Identify event that stalled server with GPU-applications temporarily

1

I'm running 4 intensive applications (training of machine learning models on GPUs) that regularly prints information about how fast they're running on a Linux 14.04 machine. Strangely enough, the server slowed down for a period of roughly 2.5 hours with these applications running 3x slower than normal. There were no changes to the server or the applications before/during/after this happened that I know of.

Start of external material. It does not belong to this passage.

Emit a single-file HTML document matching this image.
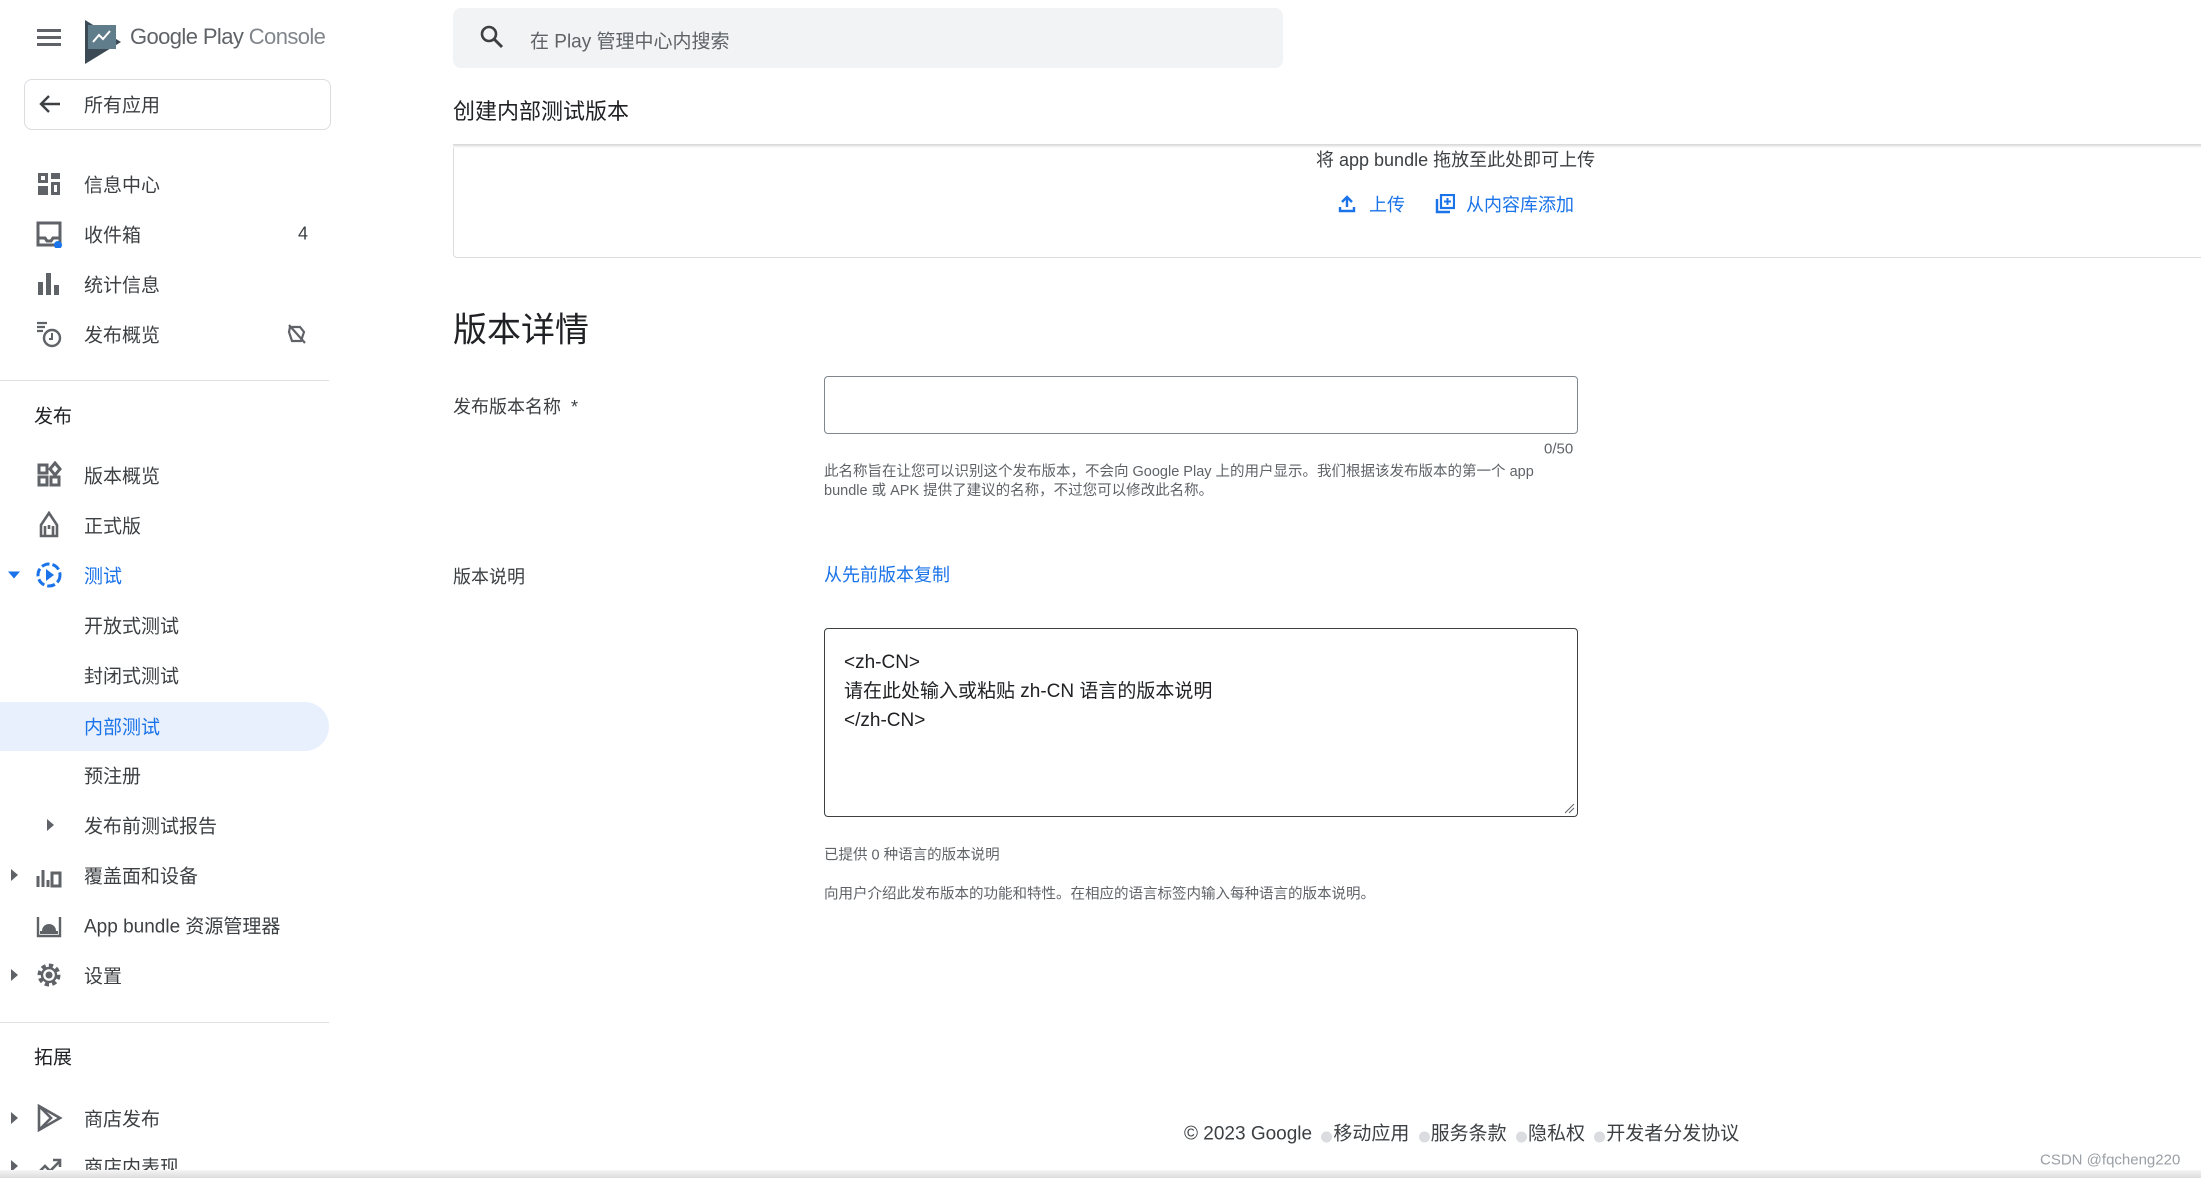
<!DOCTYPE html>
<html><head><meta charset="utf-8"><style>
*{margin:0;padding:0;box-sizing:border-box}
body{width:2201px;height:1178px;overflow:hidden;background:#fff;font-family:"Liberation Sans","Noto Sans CJK SC",sans-serif;color:#3c4043;position:relative}
.a{position:absolute;white-space:nowrap}
.nav{position:absolute;left:84px;font-size:19px;color:#3c4043;transform:translateY(-50%)}
.ic{position:absolute;left:35px;width:28px;height:28px;transform:translateY(-50%)}
.arr{position:absolute;width:0;height:0;border-top:6px solid transparent;border-bottom:6px solid transparent;border-left:7px solid #5f6368;transform:translateY(-50%)}
.c{transform:translateY(-50%)}
.dot{display:inline-block;width:11px;height:11px;border-radius:50%;background:#dadce0;vertical-align:-3px;margin:0 1px 0 4px}
</style></head><body>
<svg class="a" style="left:37px;top:27px" width="24" height="20"><rect y="2" width="24" height="3" fill="#5f6368"/><rect y="9" width="24" height="3" fill="#5f6368"/><rect y="16" width="24" height="3" fill="#5f6368"/></svg>
<svg class="a" style="left:85px;top:20px" width="36" height="46"><path d="M0 0 L36 22 L0 44Z" fill="#3c4a55"/><rect x="3" y="5" width="28" height="24" fill="#607d8b"/><path d="M8 22 L14 15 L18 19 L25 11" stroke="#fff" stroke-width="2" fill="none"/></svg>
<div class="a c" style="left:130px;top:37px;font-size:22px;letter-spacing:-0.6px;color:#5f6368">Google Play <span style="color:#80868b">Console</span></div>
<div class="a" style="left:24px;top:79px;width:307px;height:51px;border:1px solid #dadce0;border-radius:8px"></div>
<svg class="a" style="left:38px;top:93px" width="24" height="22"><path d="M22 11H4 M11 3 L3 11 L11 19" stroke="#3c4043" stroke-width="2.4" fill="none"/></svg>
<div class="nav" style="top:104px">所有应用</div>
<svg class="ic" style="top:184px" viewBox="0 0 28 28"><path d="M3 3h10v10H3z M16 3h9v6h-9z M16 12h9v13h-9z M3 16h10v9H3z" fill="#5f6368"/><path d="M6 6h4v4H6z M19 15h3v7h-3z" fill="#fff"/></svg>
<div class="nav" style="top:184px">信息中心</div>
<svg class="ic" style="top:234px" viewBox="0 0 28 28"><rect x="3" y="3" width="22" height="22" fill="none" stroke="#5f6368" stroke-width="3"/><path d="M4 18h6l2 3h4l2-3h6" stroke="#5f6368" stroke-width="3" fill="none"/><circle cx="23" cy="25" r="4" fill="#1a73e8"/></svg>
<div class="nav" style="top:234px">收件箱</div>
<div class="a c" style="left:298px;top:234px;font-size:18px">4</div>
<svg class="ic" style="top:284px" viewBox="0 0 28 28"><rect x="3" y="12" width="5" height="13" fill="#5f6368"/><rect x="11" y="3" width="5" height="22" fill="#5f6368"/><rect x="19" y="15" width="5" height="10" fill="#5f6368"/></svg>
<div class="nav" style="top:284px">统计信息</div>
<svg class="ic" style="top:334px" viewBox="0 0 28 28"><path d="M2 3h10M2 7h8M2 11h6" stroke="#5f6368" stroke-width="2.2"/><circle cx="17" cy="18" r="8" fill="none" stroke="#5f6368" stroke-width="2.4"/><path d="M17 13v6h-3" stroke="#5f6368" stroke-width="2" fill="none"/></svg>
<div class="nav" style="top:334px">发布概览</div>
<svg class="a c" style="left:287px;top:334px" width="20" height="22"><path d="M3 4h10l4 5-3 9H5L2 9z M2 2l16 18" stroke="#5f6368" stroke-width="2.2" fill="none"/></svg>
<div class="a" style="left:0;top:380px;width:329px;height:1px;background:#e0e0e0"></div>
<div class="a c" style="left:34px;top:415px;font-size:19px;color:#202124">发布</div>
<svg class="ic" style="top:475px" viewBox="0 0 28 28"><g fill="none" stroke="#5f6368" stroke-width="3"><rect x="4" y="4" width="8" height="8"/><rect x="4" y="16" width="8" height="8"/><rect x="16" y="16" width="8" height="8"/><path d="M20 2l5 6-5 6-5-6z"/></g></svg>
<div class="nav" style="top:475px">版本概览</div>
<svg class="ic" style="top:525px" viewBox="0 0 28 28"><path d="M14 2 L6 14 V25 H22 V14Z M10 25V15 M18 25V15 M14 14v4" stroke="#5f6368" stroke-width="2.6" fill="none"/></svg>
<div class="nav" style="top:525px">正式版</div>
<div class="a c" style="left:8px;top:575px;width:0;height:0;border-left:6px solid transparent;border-right:6px solid transparent;border-top:7px solid #1a73e8"></div>
<svg class="ic" style="top:575px" viewBox="0 0 28 28"><circle cx="14" cy="14" r="11" fill="none" stroke="#1a73e8" stroke-width="3" stroke-dasharray="8 3"/><path d="M11 8l8 6-8 6z" fill="#1a73e8"/></svg>
<div class="nav" style="top:575px;color:#1a73e8">测试</div>
<div class="nav" style="top:625px">开放式测试</div>
<div class="nav" style="top:675px">封闭式测试</div>
<div class="a" style="left:0;top:702px;width:329px;height:49px;background:#e8f0fe;border-radius:0 25px 25px 0"></div>
<div class="nav" style="top:726px;color:#1a73e8">内部测试</div>
<div class="nav" style="top:775px">预注册</div>
<div class="arr" style="left:47px;top:825px"></div>
<div class="nav" style="top:825px">发布前测试报告</div>
<div class="arr" style="left:11px;top:875px"></div>
<svg class="ic" style="top:876px" viewBox="0 0 28 28"><path d="M3 14v11M8 8v17M13 18v7" stroke="#5f6368" stroke-width="3"/><rect x="17" y="11" width="8" height="13" fill="none" stroke="#5f6368" stroke-width="3"/></svg>
<div class="nav" style="top:875px">覆盖面和设备</div>
<svg class="ic" style="top:925px" viewBox="0 0 28 28"><path d="M3 6v19h22V6" fill="none" stroke="#5f6368" stroke-width="2.4"/><path d="M7 20a7 7 0 0 1 14 0z" fill="#5f6368"/><rect x="5" y="20" width="18" height="3" fill="#5f6368"/></svg>
<div class="nav" style="top:925px">App bundle 资源管理器</div>
<div class="arr" style="left:11px;top:975px"></div>
<svg class="ic" style="top:975px" viewBox="0 0 28 28"><circle cx="14" cy="14" r="9" fill="none" stroke="#5f6368" stroke-width="5" stroke-dasharray="4 3"/><circle cx="14" cy="14" r="7" fill="none" stroke="#5f6368" stroke-width="2.4"/><circle cx="14" cy="14" r="3.5" fill="#5f6368"/></svg>
<div class="nav" style="top:975px">设置</div>
<div class="a" style="left:0;top:1022px;width:329px;height:1px;background:#e0e0e0"></div>
<div class="a c" style="left:34px;top:1056px;font-size:19px;color:#202124">拓展</div>
<div class="arr" style="left:11px;top:1118px"></div>
<svg class="ic" style="top:1118px" viewBox="0 0 28 28"><path d="M4 2 L25 14 L4 26Z M4 2 L16 14 L4 26" fill="none" stroke="#5f6368" stroke-width="2.6"/></svg>
<div class="nav" style="top:1118px">商店发布</div>
<div class="arr" style="left:11px;top:1166px"></div>
<svg class="ic" style="top:1166px" viewBox="0 0 28 28"><path d="M2 22 L10 14 L15 19 L25 9 M18 8h7v7" fill="none" stroke="#5f6368" stroke-width="2.6"/></svg>
<div class="nav" style="top:1166px">商店内表现</div>

<div class="a" style="left:453px;top:8px;width:830px;height:60px;background:#f1f3f4;border-radius:8px"></div>
<svg class="a" style="left:479px;top:24px" width="26" height="26"><circle cx="10" cy="10" r="7" fill="none" stroke="#3c4043" stroke-width="2.6"/><path d="M15 15l8 8" stroke="#3c4043" stroke-width="3"/></svg>
<div class="a c" style="left:530px;top:40px;font-size:19px;color:#5f6368">在 Play 管理中心内搜索</div>
<div class="a c" style="left:453px;top:110px;font-size:22px;color:#202124">创建内部测试版本</div>
<div class="a" style="left:453px;top:146px;width:1760px;height:112px;border-left:1px solid #dadce0;border-bottom:1px solid #dadce0;border-radius:0 0 0 4px"></div>
<div class="a" style="left:453px;top:144px;width:1760px;height:4px;background:linear-gradient(#d5d5d5,#fff)"></div>
<div class="a c" style="left:1316px;top:159px;font-size:18px;color:#3c4043">将 app bundle 拖放至此处即可上传</div>
<svg class="a c" style="left:1338px;top:204px" width="18" height="18"><path d="M9 2v10 M4 7l5-5 5 5 M2 12v4h14v-4" stroke="#1a73e8" stroke-width="2.4" fill="none"/></svg>
<div class="a c" style="left:1369px;top:204px;font-size:18px;color:#1a73e8">上传</div>
<svg class="a c" style="left:1435px;top:204px" width="20" height="20"><path d="M2 5v13h13" stroke="#1a73e8" stroke-width="2.4" fill="none"/><rect x="6" y="1" width="13" height="13" fill="none" stroke="#1a73e8" stroke-width="2.2"/><path d="M12.5 4v7M9 7.5h7" stroke="#1a73e8" stroke-width="2"/></svg>
<div class="a c" style="left:1466px;top:204px;font-size:18px;color:#1a73e8">从内容库添加</div>

<div class="a c" style="left:453px;top:327px;font-size:34px;color:#202124">版本详情</div>
<div class="a c" style="left:453px;top:406px;font-size:18px;color:#3c4043">发布版本名称 &nbsp;*</div>
<div class="a" style="left:824px;top:376px;width:754px;height:58px;border:1px solid #80868b;border-radius:4px"></div>
<div class="a c" style="left:1544px;top:449px;font-size:15px;color:#5f6368">0/50</div>
<div class="a" style="left:824px;top:463px;width:752px;font-size:14.5px;line-height:19px;color:#5f6368;white-space:normal">此名称旨在让您可以识别这个发布版本，不会向 Google Play 上的用户显示。我们根据该发布版本的第一个 app bundle 或 APK 提供了建议的名称，不过您可以修改此名称。</div>
<div class="a c" style="left:453px;top:576px;font-size:18px;color:#3c4043">版本说明</div>
<div class="a c" style="left:824px;top:574px;font-size:18px;color:#1a73e8">从先前版本复制</div>
<div class="a" style="left:824px;top:628px;width:754px;height:189px;border:1.5px solid #3c4043;border-radius:4px"></div>
<div class="a" style="left:844px;top:648px;font-size:19px;line-height:29px;color:#202124">&lt;zh-CN&gt;<br>请在此处输入或粘贴 zh-CN 语言的版本说明<br>&lt;/zh-CN&gt;</div>
<svg class="a" style="left:1564px;top:803px" width="11" height="11"><path d="M10 1L1 10M10 5L5 10" stroke="#5f6368"/></svg>
<div class="a c" style="left:824px;top:854px;font-size:14.5px;color:#5f6368">已提供 0 种语言的版本说明</div>
<div class="a c" style="left:824px;top:893px;font-size:14.5px;color:#5f6368">向用户介绍此发布版本的功能和特性。在相应的语言标签内输入每种语言的版本说明。</div>

<div class="a c" style="left:1184px;top:1132px;font-size:19px;color:#3c4043">© 2023 Google <span class="dot"></span>移动应用 <span class="dot"></span>服务条款 <span class="dot"></span>隐私权 <span class="dot"></span>开发者分发协议</div>
<div class="a c" style="left:2040px;top:1160px;font-size:15px;color:#9aa0a6">CSDN @fqcheng220</div>
<div class="a" style="left:0;top:1170px;width:2201px;height:8px;background:linear-gradient(#f5f5f5,#dcdcdc)"></div>
</body></html>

I've experienced something similar before on the same server, but I didn't investigate it further.

Running htop and iotop during the stall revealed no hints as the CPU usage was low with 6/12 cores being almost completely unused, memory usage was low (16/64 gb used) and there was little I/O activity. Each of the server's 4 GPU's is has 95% of the memory allocated to a single instance of these intensive applications. This doesn't change while the applications run. The applications perform identical operations over and over again (matrix multiplications) so the slowdown should not be related to any activity caused by the applications.

How can I identify what was causing this stall of my applications?

pir

Posted 2017-05-10T03:10:45.447

Reputation: 221

Have you thought of thermal throttetling? 4 GPUs in a server running full throttle need quit a thermal solution and quite low ambiente temperatures. All GPUs I know of throttle when they become hot - a factor of 3 would sound quite realistic. – Eugen Rieck – 2017-05-10T03:17:47.553

That sounds like it! Thanks! I can see that the GPU temperatures are now around 80 degrees Celsius (right after they stopped stalling). I'll try to do some logging, but that's most likely the cause. – pir – 2017-05-10T03:21:32.710

If you happen to know of simple ways to log the temperature of the GPU's I'd love to hear about it. I can't seem to find any simple solutions. – pir – 2017-05-10T03:26:28.937

LMsensors can read at least the Nvidia temps. – Eugen Rieck – 2017-05-10T03:37:22.180

Please let us know, if this solved it - I would then create an answer, so that others can find it when in a similar situation. – Eugen Rieck – 2017-05-10T03:38:30.403

I'll need to setup the sensors and experience another stall before I can confirm anything, but feel free to add an answer now. – pir – 2017-05-10T17:45:55.013

No answers